Not too far away from it, though. They're both quarterbacks drafted in the first round to fill a near-desperate, franchise-defining need. Those franchises cannot afford any delays in installing either one of them, not with so much at stake and not with the steps the teams took to bring them in.

If there ever were a time to pass up the usual strong-arming talk about how every second the player misses is another step toward career suicide, this is the time - because whatever damage delays or holdouts cause the quarterback, it goes double for the team he leaves hanging.

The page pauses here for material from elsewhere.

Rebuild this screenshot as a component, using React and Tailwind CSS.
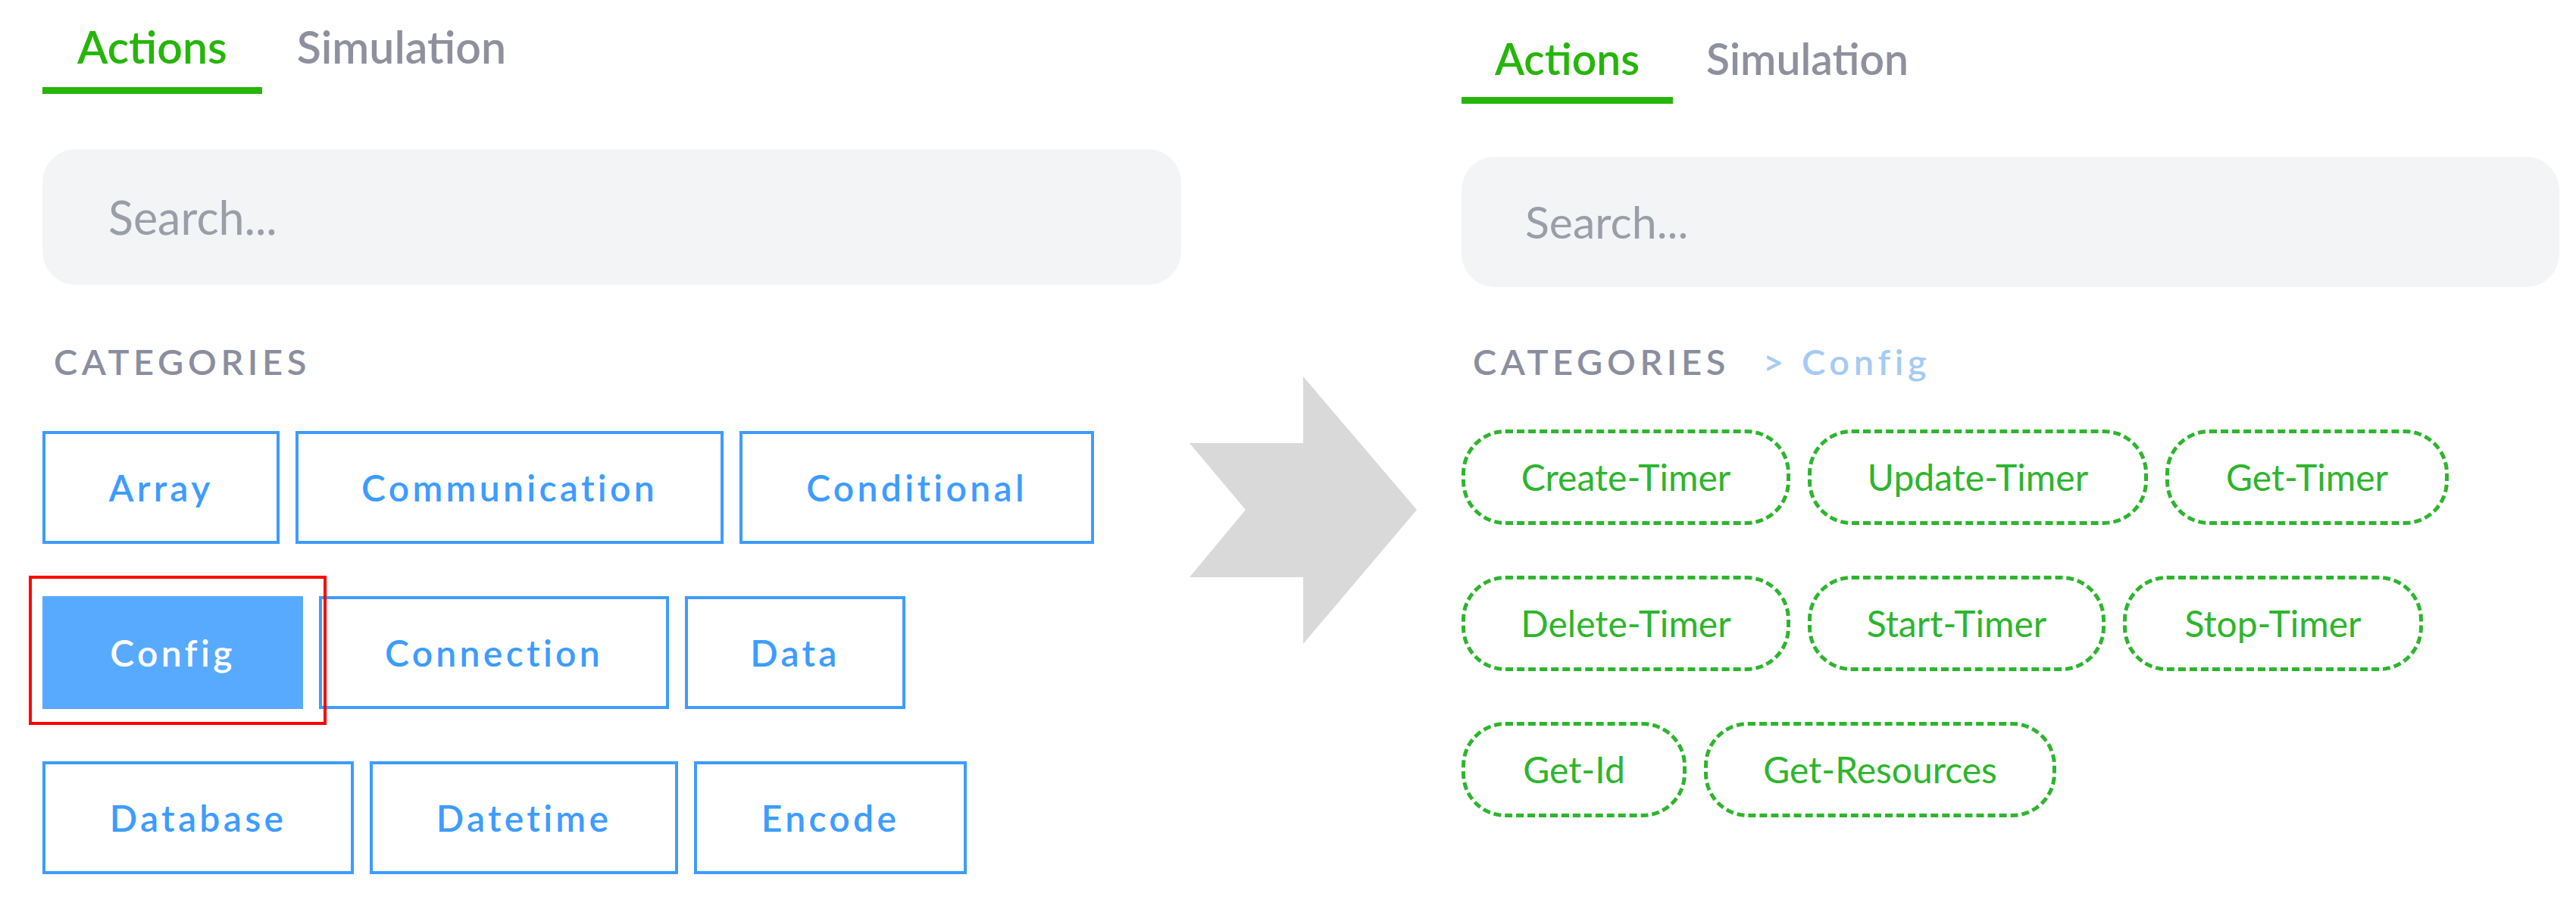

Though Flacco needs to be with the Ravens now and needs to be in Westminster later this summer, the Ravens need him much, much more.

That has been the case since the moment they traded up in last month's draft to get him. It became more clear when they threw open the competition for the starting job. When they hedged fairly quickly on the notion of avoiding the mistake they made with Kyle Boller in rushing him as a rookie with no veteran help. And when they rearranged their offseason schedule to fit Flacco's.

More proof came yesterday, when the questions to coach John Harbaugh and the players about the progress of the quarterbacks included questions about the one who wasn't there. And make no mistake - even though NCAA and NFL rules dictate that Flacco could not be there, it puts him behind. The playbook is thick, everybody agrees, and the practices in Camp No. 4 (of seven) remain at Harbaugh's mandated quick pace.